The company also reported progress in metro rail, airport, and road infrastructure projects, with an emphasis on asset monetization and concession management. These efforts are part of a broader realignment strategy to streamline operations and unlock capital for high-growth verticals.

Executives emphasized that ongoing projects — including upgrades to city utilities and smart infrastructure initiatives — will form the backbone of RInfra’s medium-term growth, complementing its drive toward greater financial stability.

Market Perspective and Strategic Outlook

Reliance Infrastructure’s Q2 performance reflects both the headwinds and opportunities facing India’s infrastructure sector.

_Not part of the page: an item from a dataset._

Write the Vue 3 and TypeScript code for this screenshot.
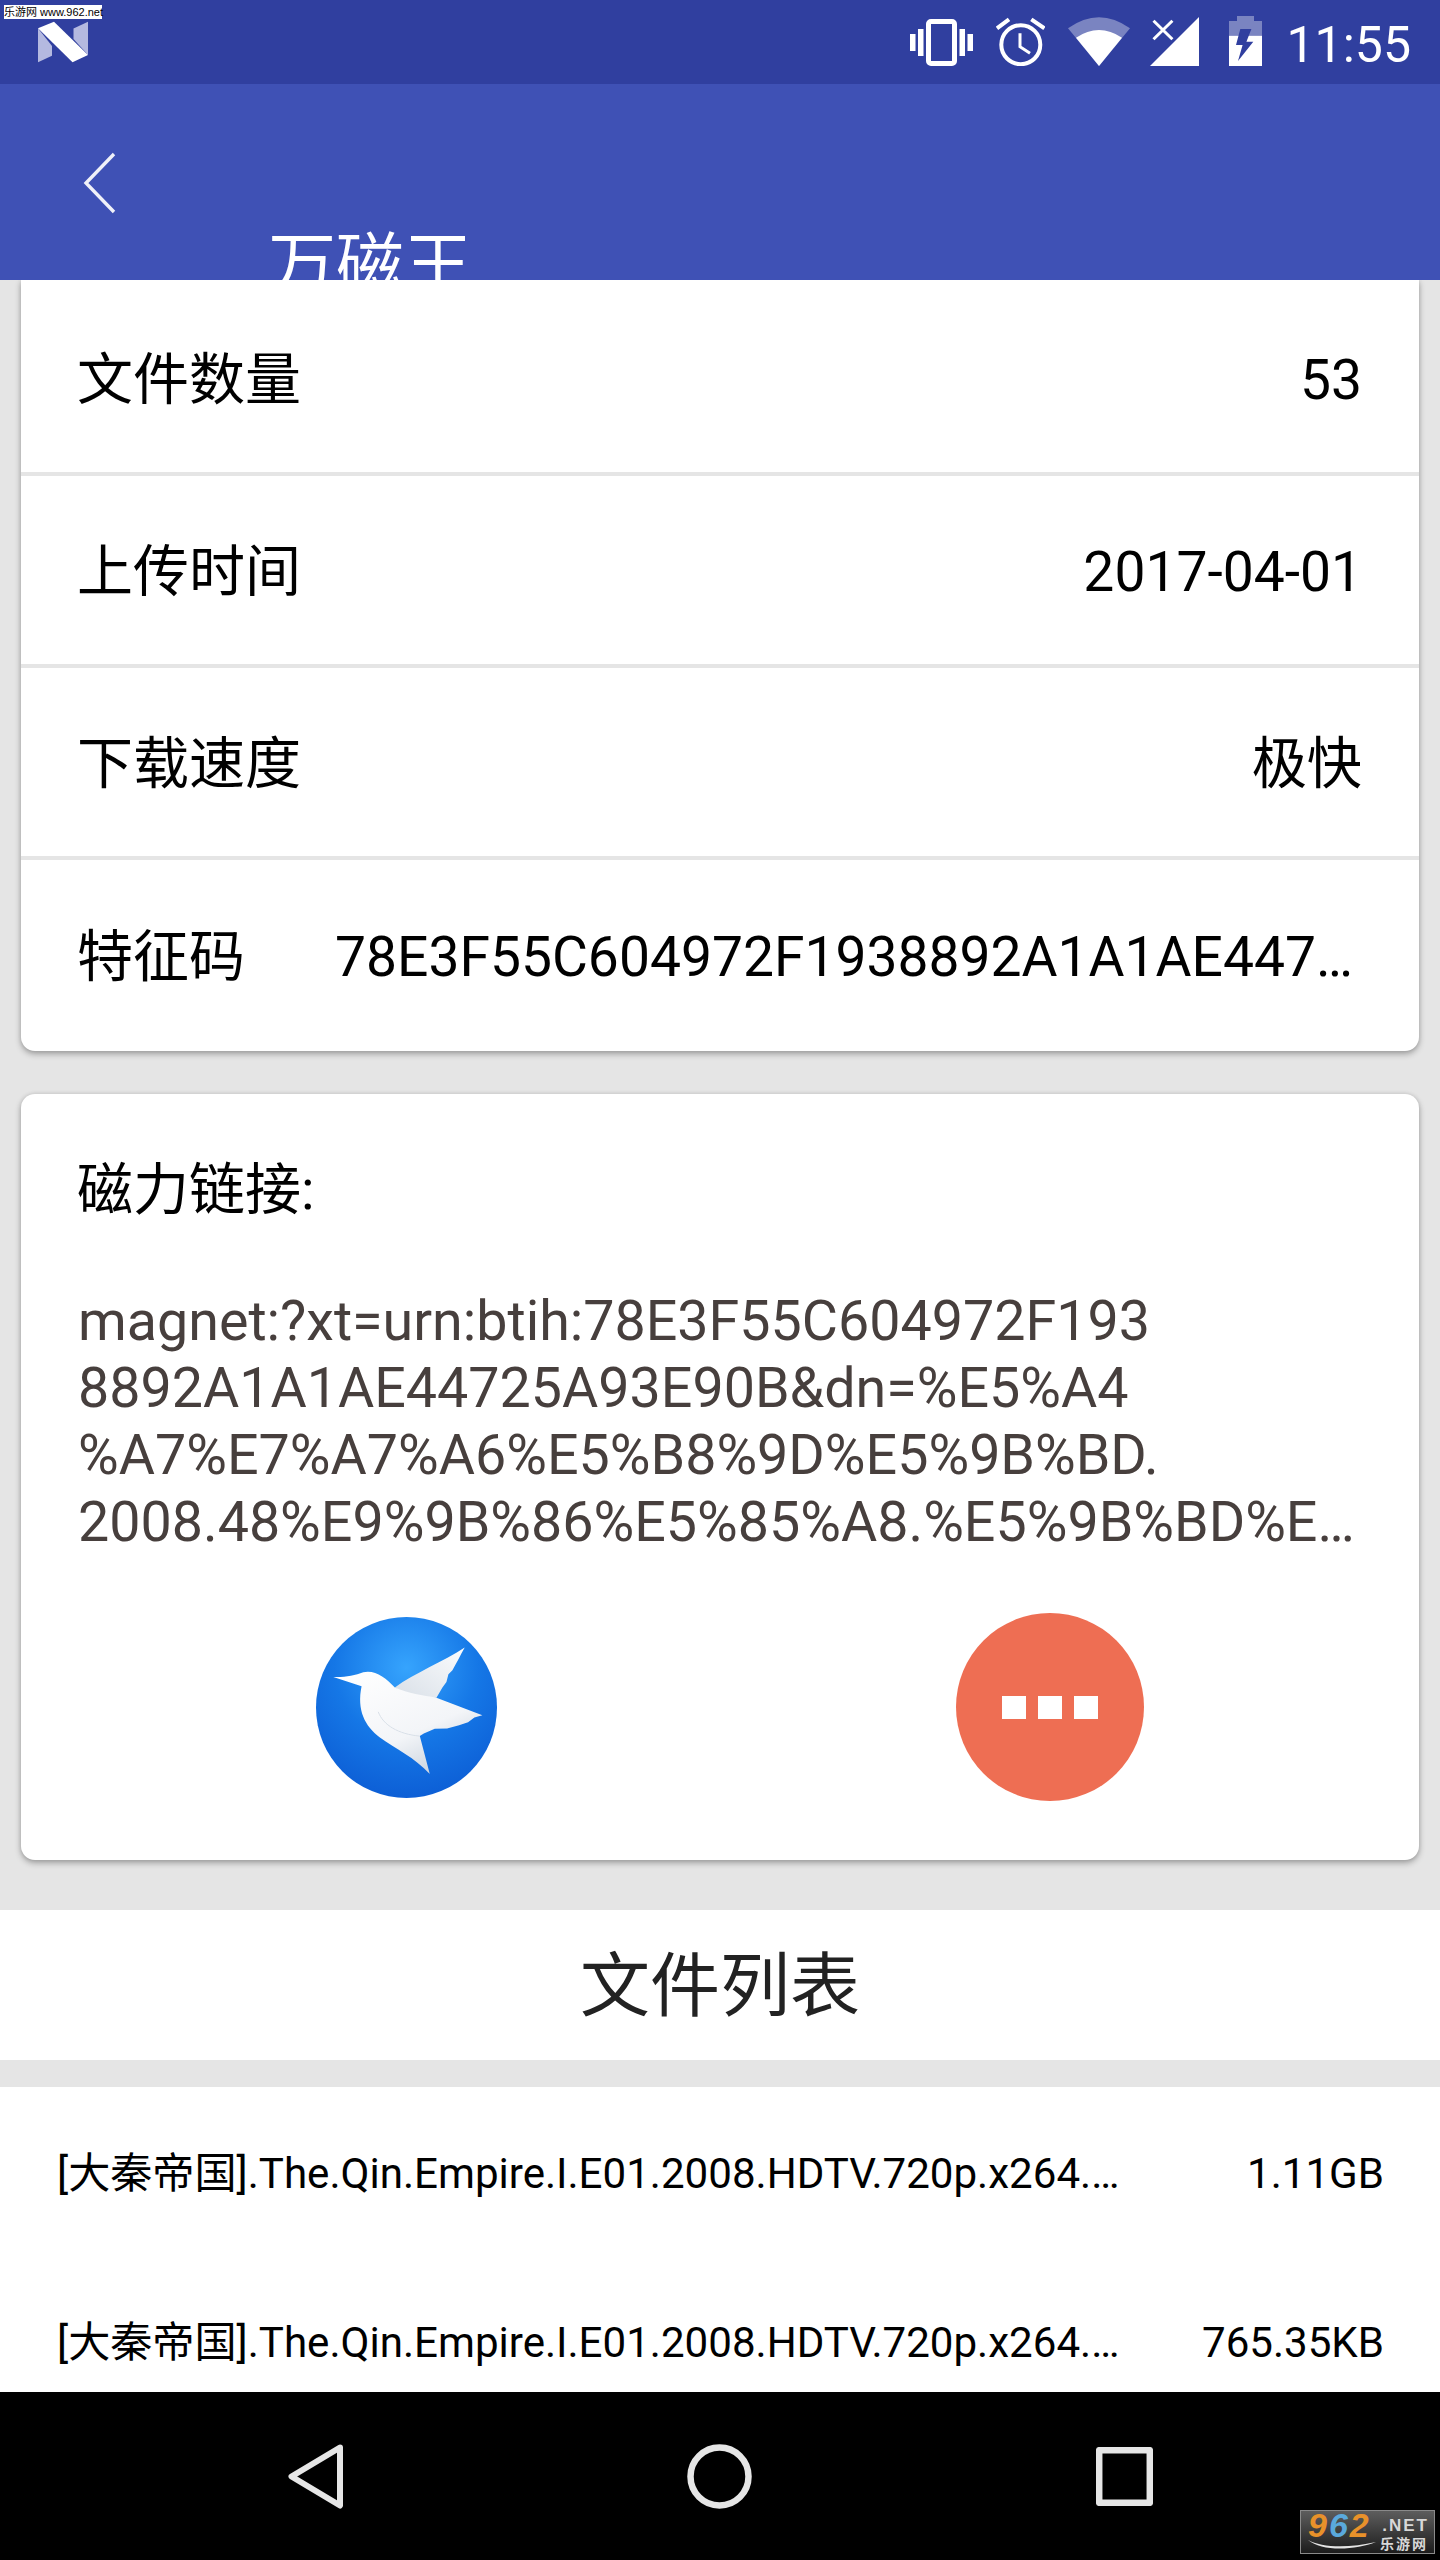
<script setup lang="ts">
interface InfoRow {
  label: string;
  value: string;
}

interface FileRow {
  name: string;
  size: string;
}

const infoRows: InfoRow[] = [
  { label: '文件数量', value: '53' },
  { label: '上传时间', value: '2017-04-01' },
  { label: '下载速度', value: '极快' },
  { label: '特征码', value: '78E3F55C604972F1938892A1A1AE44725A93E90B' },
];

const magnetLines = [
  'magnet:?xt=urn:btih:78E3F55C604972F193',
  '8892A1A1AE44725A93E90B&dn=%E5%A4',
  '%A7%E7%A7%A6%E5%B8%9D%E5%9B%BD.',
  '2008.48%E9%9B%86%E5%85%A8.%E5%9B%BD%E…',
];

const files: FileRow[] = [
  { name: '[大秦帝国].The.Qin.Empire.I.E01.2008.HDTV.720p.x264.AAC.mkv', size: '1.11GB' },
  { name: '[大秦帝国].The.Qin.Empire.I.E01.2008.HDTV.720p.x264.AAC.nfo', size: '765.35KB' },
];
</script>

<template>
  <div class="page">
    <div class="status-bar">
      <div class="mark">乐游网 www.962.net</div>
      <svg class="n-logo" width="50" height="42" viewBox="0 0 50 42">
        <path d="M0 7.3 14 25V34.7L0 41.3Z" fill="#b4b9e0" />
        <path d="M50 .7 35.5 7.5V18L50 34Z" fill="#b4b9e0" />
        <path d="M0 7.3 16 .7 50 34 34.5 41.3Z" fill="#fff" />
      </svg>
      <div class="status-icons">
        <svg class="ic-vibrate" width="63" height="47" viewBox="0 0 63 47" fill="#fff">
          <rect x="0" y="15" width="5.5" height="17" />
          <rect x="8" y="10" width="5.5" height="27" />
          <rect x="18.5" y="2.5" width="26" height="42" rx="2.5" fill="none" stroke="#fff" stroke-width="5" />
          <rect x="49.5" y="10" width="5.5" height="27" />
          <rect x="57.5" y="15" width="5.5" height="17" />
        </svg>
        <svg class="ic-alarm" width="49" height="49" viewBox="0 0 49 49" fill="none" stroke="#fff" stroke-width="4">
          <circle cx="24.8" cy="27.7" r="19.5" />
          <path d="M1 11.3 13 2.3M35.3 2.3 48.4 11.3" />
          <path d="M24 16.3V29.7L34 36.3" stroke-width="3" />
        </svg>
        <svg class="ic-wifi" width="62" height="49" viewBox="0 0 62 49">
          <path d="M0 11.3Q31-10.7 62 11.3L31 49Z" fill="#fff" fill-opacity=".36" />
          <path d="M8 20.7Q31 5.3 54 20.7L31 49Z" fill="#fff" />
        </svg>
        <svg class="ic-signal" width="49" height="49" viewBox="0 0 49 49">
          <path d="M0 49 49 0V49Z" fill="#fff" />
          <path d="M3.5 3.7 22.4 22.3M22.4 3.7 3.5 22.3" stroke="#fff" stroke-width="3" />
        </svg>
        <svg class="ic-battery" width="33" height="50" viewBox="0 0 33 50">
          <path d="M8 0H25V5H33V19.7H0V5H8Z" fill="#fff" fill-opacity=".36" />
          <path d="M0 19.7H33V50H0Z" fill="#fff" />
          <path d="M11.3 13H22.4L17.4 25.7H24.3L9 45 13.6 29H7Z" fill="#303f9f" />
        </svg>
        <span class="clock">11:55</span>
      </div>
    </div>

    <div class="app-bar">
      <svg class="back" width="34" height="62" viewBox="0 0 34 62" fill="none" stroke="#fff" stroke-width="3.4" stroke-opacity=".92">
        <path d="M31 2 3 31 31 60" />
      </svg>
      <div class="app-title">万磁王</div>
    </div>

    <div class="card info-card">
      <div v-for="row in infoRows" :key="row.label" class="info-row">
        <span class="info-label">{{ row.label }}</span>
        <span class="info-value">{{ row.value }}</span>
      </div>
    </div>

    <div class="card magnet-card">
      <div class="magnet-title">磁力链接:</div>
      <div class="magnet-text">
        <div v-for="line in magnetLines" :key="line">{{ line }}</div>
      </div>
      <div class="magnet-actions">
        <svg class="bird" width="181" height="181" viewBox="48 50 544 544">
          <defs>
            <radialGradient id="birdBg" cx="50%" cy="28%" r="72%">
              <stop offset="0" stop-color="#36a4fd" />
              <stop offset=".55" stop-color="#1577e6" />
              <stop offset="1" stop-color="#0d5fd6" />
            </radialGradient>
            <linearGradient id="birdBody" x1=".1" y1="0" x2=".75" y2="1">
              <stop offset="0" stop-color="#ffffff" />
              <stop offset=".62" stop-color="#f3f5f8" />
              <stop offset="1" stop-color="#c6d0dc" />
            </linearGradient>
            <linearGradient id="birdWing" x1="1" y1="0" x2="0" y2="1">
              <stop offset="0" stop-color="#fbfcfd" />
              <stop offset="1" stop-color="#d8dfe7" />
            </linearGradient>
          </defs>
          <circle cx="320" cy="322" r="272" fill="url(#birdBg)" />
          <path d="M285 262C345 218 430 185 495 142C482 165 470 190 458 210L446 222 440 245 428 262 410 293 340 300Z" fill="url(#birdWing)" />
          <path d="M100 230C130 232 165 226 190 216C225 208 258 232 285 262C325 280 370 285 410 293L548 345 524 352 505 366 478 375 442 385 405 386 372 400 360 408 390 522C345 472 285 445 240 412C195 378 170 330 185 258Z" fill="url(#birdBody)" />
          <path d="M235 335C250 375 295 402 360 408" fill="none" stroke="#d9e0e8" stroke-width="3" />
        </svg>
        <div class="more-btn">
          <i></i><i></i><i></i>
        </div>
      </div>
    </div>

    <div class="list-title">文件列表</div>

    <div class="file-list">
      <div v-for="file in files" :key="file.name" class="file-row">
        <span class="file-name">{{ file.name }}</span>
        <span class="file-size">{{ file.size }}</span>
      </div>
    </div>

    <div class="nav-bar">
      <svg width="55" height="65" viewBox="0 0 55 65" fill="none" stroke="#e6e6e6" stroke-width="6" stroke-linejoin="round">
        <path d="M52 3.5 3.5 32.5 52 61.5Z" />
      </svg>
      <svg width="65" height="65" viewBox="0 0 65 65" fill="none" stroke="#e6e6e6" stroke-width="6.5">
        <circle cx="32.5" cy="32.5" r="29" />
      </svg>
      <svg width="57" height="59" viewBox="0 0 57 59" fill="none" stroke="#e6e6e6" stroke-width="6.5" stroke-linejoin="round">
        <rect x="3.2" y="3.2" width="50.6" height="52.6" />
      </svg>
      <div class="badge">
        <div class="badge-left">
          <span class="badge-num"><b class="o">9</b><b class="b">6</b><b class="o">2</b></span>
          <svg class="swoosh" width="68" height="10" viewBox="0 0 68 10">
            <path d="M0 0C14 8 42 8 68 2 48 10 14 12 0 0Z" fill="#e4e4e4" />
          </svg>
        </div>
        <div class="badge-side">
          <span class="badge-net">.NET</span>
          <span class="badge-cn">乐游网</span>
        </div>
      </div>
    </div>
  </div>
</template>

<style scoped>
.page {
  position: relative;
  width: 1440px;
  height: 2560px;
  display: flex;
  flex-direction: column;
  overflow: hidden;
  background: #e5e5e5;
  font-family: Roboto, "Noto Sans CJK SC", sans-serif;
  color: #000;
}

.status-bar {
  position: relative;
  height: 84px;
  flex: none;
  display: flex;
  justify-content: space-between;
  align-items: flex-start;
  padding: 21px 29px 0 38px;
  box-sizing: border-box;
  background: #303f9f;
}

.mark {
  position: absolute;
  left: 4px;
  top: 5px;
  width: 98px;
  height: 14px;
  background: #fff;
  color: #000;
  font-family: "Liberation Sans", "Noto Sans CJK SC", sans-serif;
  font-size: 11px;
  line-height: 14px;
  text-align: center;
  white-space: nowrap;
}

.status-icons {
  display: flex;
  align-items: flex-start;
  margin-top: -5px;
}

.ic-vibrate { margin-top: 3px; }
.ic-alarm { margin-top: 1px; margin-left: 23px; }
.ic-wifi { margin-top: 1px; margin-left: 23px; }
.ic-signal { margin-top: 1px; margin-left: 20px; }
.ic-battery { margin-left: 30px; }

.clock {
  margin-left: 24px;
  font-size: 50px;
  line-height: 58px;
  color: #fff;
}

.app-bar {
  position: relative;
  z-index: 2;
  height: 196px;
  flex: none;
  padding: 68px 0 0 83px;
  box-sizing: border-box;
  overflow: hidden;
  background: #3f51b5;
}

.back {
  display: block;
}

.app-title {
  margin: 14px 0 0 185px;
  font-size: 68px;
  line-height: 76px;
  color: #fff;
}

.card {
  flex: none;
  margin: 0 21px;
  background: #fff;
  box-shadow: 0 3px 6px rgba(0, 0, 0, 0.3), 0 0 4px rgba(0, 0, 0, 0.1);
}

.info-card {
  padding-top: 4px;
  border-radius: 0 0 14px 14px;
}

.info-row {
  height: 192px;
  box-sizing: border-box;
  display: flex;
  align-items: center;
  justify-content: space-between;
  gap: 90px;
  padding: 3px 57px 0 56px;
  border-bottom: 4px solid #e5e5e5;
  line-height: 66px;
}

.info-row:last-child {
  height: 191px;
  border-bottom: none;
}

.info-label {
  flex: none;
  font-size: 56px;
}

.info-value {
  min-width: 0;
  overflow: hidden;
  font-size: 55.2px;
  text-overflow: ellipsis;
  white-space: nowrap;
}

.magnet-card {
  margin-top: 43px;
  height: 766px;
  box-sizing: border-box;
  padding: 63px 48px 0 57px;
  border-radius: 14px;
}

.magnet-title {
  margin-left: -1px;
  font-size: 56px;
  line-height: 66px;
}

.magnet-text {
  margin-top: 65px;
  font-size: 55.6px;
  line-height: 67px;
  color: #473f3d;
  white-space: nowrap;
}

.magnet-actions {
  margin: 57px 0 0 7px;
  display: grid;
  grid-template-columns: 643px 643px;
  justify-items: center;
  align-items: center;
  height: 188px;
}

.more-btn {
  width: 188px;
  height: 188px;
  border-radius: 50%;
  background: #ee6e53;
  display: flex;
  align-items: center;
  justify-content: center;
  gap: 12px;
}

.more-btn i {
  display: block;
  width: 24px;
  height: 23px;
  background: #fff;
}

.list-title {
  flex: none;
  margin-top: 50px;
  height: 150px;
  background: #fff;
  text-align: center;
  font-size: 70px;
  line-height: 154px;
  color: #222;
}

.file-list {
  flex: 1;
  min-height: 0;
  margin-top: 27px;
  padding-top: 2px;
  overflow: hidden;
  background: #fff;
}

.file-row {
  height: 169px;
  display: flex;
  align-items: center;
  justify-content: space-between;
  padding: 0 56px 0 57px;
  font-size: 42.1px;
  line-height: 56px;
}

.file-name {
  width: 1063px;
  overflow: hidden;
  text-overflow: ellipsis;
  white-space: nowrap;
}

.nav-bar {
  position: relative;
  flex: none;
  height: 168px;
  display: flex;
  align-items: center;
  justify-content: center;
  gap: 344px;
  background: #000;
}

.badge {
  position: absolute;
  right: 5px;
  bottom: 6px;
  width: 135px;
  height: 44px;
  box-sizing: border-box;
  display: flex;
  gap: 2px;
  padding: 0 2px 0 7px;
  overflow: hidden;
  border: 1px solid #8a8a8a;
  background: linear-gradient(#5d5d5d, #1c1c1c);
  white-space: nowrap;
}

.badge-left {
  display: flex;
  flex-direction: column;
  width: 70px;
}

.badge-num {
  height: 28px;
  font-family: "Liberation Sans", sans-serif;
  font-size: 34px;
  font-style: italic;
  line-height: 28px;
  letter-spacing: 2px;
}

.swoosh {
  display: block;
  margin-top: 1px;
}

.badge-num b.o { color: #e8912a; }
.badge-num b.b { color: #5aa9dc; }

.badge-side {
  display: flex;
  flex-direction: column;
  align-items: flex-end;
  color: #d8d8d8;
  font-family: "Liberation Sans", "Noto Sans CJK SC", sans-serif;
  font-weight: 700;
}

.badge-net {
  margin-top: 6px;
  font-size: 17px;
  line-height: 17px;
  letter-spacing: 2px;
}

.badge-cn {
  margin: 2px 1px 0 0;
  font-size: 14px;
  line-height: 16px;
  letter-spacing: 2px;
}
</style>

While profit compression may raise short-term concerns, the company’s deleveraged balance sheet, robust asset base, and proactive capital-raising initiative position it well for recovery and expansion.

The planned USD 600 million fundraising, if successfully executed, could serve as a catalyst for new projects and partnerships in power distribution, transport infrastructure, and defence. However, analysts caution that global financing conditions and currency volatility may influence the cost and structure of the issue.

Looking ahead, RInfra’s priorities will likely include sustaining revenue momentum, improving execution timelines, and expanding into capital-efficient projects. A renewed focus on operational efficiency, coupled with disciplined capital management, could enable the company to regain profitability and strengthen investor confidence.

Conclusion

Reliance Infrastructure’s latest quarterly results present a story of transition — from a period of profit volatility toward one of structural resilience and strategic capital deployment. The company’s commitment to reducing debt, expanding operational capabilities, and raising international capital signals a pragmatic response to both domestic and global market realities.

As India’s infrastructure sector continues to attract global attention, RInfra’s ability to balance financial prudence with growth ambition will determine whether this phase marks the foundation of its next expansion cycle.